Holoviews has been crafted by some neurologists to serve science. Fresh, enthusiastic. Is it good?
HoloViews focuses on bundling your data together with the appropriate metadata to support both analysis and visualization, making your raw data and its visualization equally accessible at all times. This process can be unfamiliar to those used to traditional data-processing and plotting tools, and this getting-started guide is meant to demonstrate how it all works at a high level. More detailed information about each topic is then provided in the User Guide .

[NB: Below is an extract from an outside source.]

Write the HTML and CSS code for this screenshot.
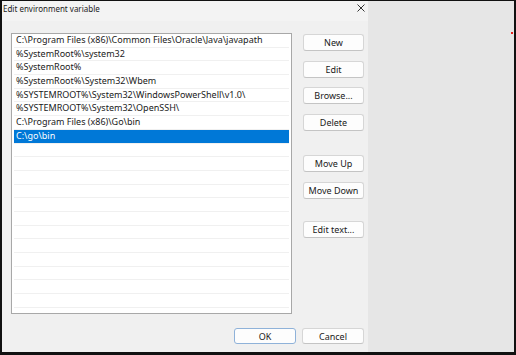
FILE: index.html
```html
<!DOCTYPE html>
<html lang="en">
<head>
    <meta charset="UTF-8">
    <title>Edit environment variable</title>
    <link rel="stylesheet" href="styles.css">
</head>
<body>
    <div class="screen">
        <div class="dialog">
            <div class="titlebar">
                <span class="title">Edit environment variable</span>
                <svg class="close" width="8" height="8" viewBox="0 0 8 8">
                    <path d="M0.5 0.5 L7.5 7.5 M7.5 0.5 L0.5 7.5" stroke="#333" stroke-width="1" fill="none"/>
                </svg>
            </div>

            <div class="body">
                <div class="list">
                    <div class="row">C:\Program Files (x86)\Common Files\Oracle\Java\javapath</div>
                    <div class="row">%SystemRoot%\system32</div>
                    <div class="row">%SystemRoot%</div>
                    <div class="row">%SystemRoot%\System32\Wbem</div>
                    <div class="row">%SYSTEMROOT%\System32\WindowsPowerShell\v1.0\</div>
                    <div class="row">%SYSTEMROOT%\System32\OpenSSH\</div>
                    <div class="row">C:\Program Files (x86)\Go\bin</div>
                    <div class="row selected">C:\go\bin</div>
                    <div class="row"></div>
                    <div class="row"></div>
                    <div class="row"></div>
                    <div class="row"></div>
                    <div class="row"></div>
                    <div class="row"></div>
                    <div class="row"></div>
                    <div class="row"></div>
                    <div class="row"></div>
                    <div class="row"></div>
                    <div class="row"></div>
                    <div class="row"></div>
                    <div class="row"></div>
                </div>

                <div class="actions">
                    <button>New</button>
                    <button>Edit</button>
                    <button>Browse...</button>
                    <button>Delete</button>
                    <button class="group-start">Move Up</button>
                    <button>Move Down</button>
                    <button class="group-end">Edit text...</button>
                </div>
            </div>

            <div class="footer">
                <button class="default">OK</button>
                <button>Cancel</button>
            </div>
        </div>

        <div class="backdrop">
            <span class="dot"></span>
        </div>
    </div>
</body>
</html>
```

FILE: styles.css
```css
body {
    margin: 0;
    background-color: #111;
    font-family: "Noto Sans", "Open Sans", sans-serif;
    font-size: 9px;
    color: #1a1a1a;
}
.screen {
    width: 516px;
    height: 355px;
    box-sizing: border-box;
    padding: 1px 2px 3px 2px;
    display: flex;
}
.dialog {
    width: 366px;
    background-color: #f0f0f0;
    display: flex;
    flex-direction: column;
}
.titlebar {
    height: 20px;
    display: flex;
    align-items: center;
    justify-content: space-between;
    padding: 0 3px 6px 1px;
    box-sizing: border-box;
    background-color: #f3f3f3;
}
.title {
    font-size: 8px;
    color: #222;
}
.close {
    display: block;
}
.body {
    display: flex;
    padding: 12px 0 0 9px;
}
.list {
    width: 281px;
    height: 281px;
    box-sizing: border-box;
    border: 1px solid #a8a8a8;
    background-color: #fff;
    padding: 0 2px;
    overflow: hidden;
}
.row {
    height: 13.7px;
    box-sizing: border-box;
    border-bottom: 1px solid #f0f0f0;
    padding-left: 2px;
    line-height: 12.7px;
    white-space: nowrap;
}
.row.selected {
    background-color: #0078d7;
    color: #fff;
}
.actions {
    display: flex;
    flex-direction: column;
    gap: 9.7px;
    margin-left: 11px;
    padding-top: 1px;
}
button {
    width: 61px;
    height: 17px;
    padding: 0;
    font-family: inherit;
    font-size: 9px;
    color: #1a1a1a;
    background-color: #fdfdfd;
    border: 1px solid #d6d6d6;
    border-bottom-color: #c4c4c4;
    border-radius: 3px;
}
.group-start {
    margin-top: 14.6px;
}
.group-end {
    margin-top: 12px;
}
.footer {
    display: flex;
    justify-content: flex-end;
    gap: 6px;
    margin-top: 14px;
    padding-right: 4px;
}
.footer button {
    width: 62px;
    height: 16px;
}
.footer .default {
    border-color: #8fb2d9;
}
.backdrop {
    flex: 1;
    background-color: #e6e6e6;
    position: relative;
}
.dot {
    position: absolute;
    top: 31px;
    right: 1px;
    width: 2px;
    height: 2px;
    background-color: #e8201c;
}
```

With HoloViews, instead of building a plot using direct calls to a plotting library, you first describe your data with a small amount of crucial semantic information required to make it visualizable, then you specify additional metadata as needed to determine more detailed aspects of your visualization. This approach provides immediate, automatic visualization that can be effortlessly requested at any time as your data evolves, rendered automatically by one of the supported plotting libraries (such as Bokeh or Matplotlib).
Part of a suite of visualisations tools and guides called Pyviz.
- INRIA’s Tulip has fans
- Visualizing a NetworkX graph in the IPython notebook with d3.js
VisPy is OpenGL-backed data visualisation, focussing on science (ooh!). It also offers a matplotlib compatibility layer. Here are some howtos:
There seems to be a lot more writing of OpenGL shaders than one would like to draw a line graph.
Mayavi is an opinionated open-source commercially-backed interactive 3D visualiser. Its aesthetic I find grating. The source code repository is worryingly hard to find. For future reference, it’s here.
On a similar tip, although looking more basic and more bitrotten, is vtk - if I understand correctly, VTK is the engine used by Mayavi? Better maintained and possibly still vtk-based is Paraview, which supports pluggable backends.
Not exactly graphing libraries
Disney (!) has a game library Panda3d, that seems to do all the fun things
even more bareback, more-or-less-directly calling into openGL, but seriously, I’m a statistician, not a coder. I could also hand-pulp hemp to make my own graph paper to draw my visualisations, drawn in home-made iron gall ink, but I would find it equally hard to argue that it was an efficient prioritisation.
I haven’t used PREdator (although I understand it’s been around longer than I. Heh.) Wiedemann, C., Bellstedt, P., & Görlach, M. (2014). PREdator: a python based GUI for data analysis, evaluation and fitting. Source Code for Biology and Medicine, 9(1), 21. DOI. Online.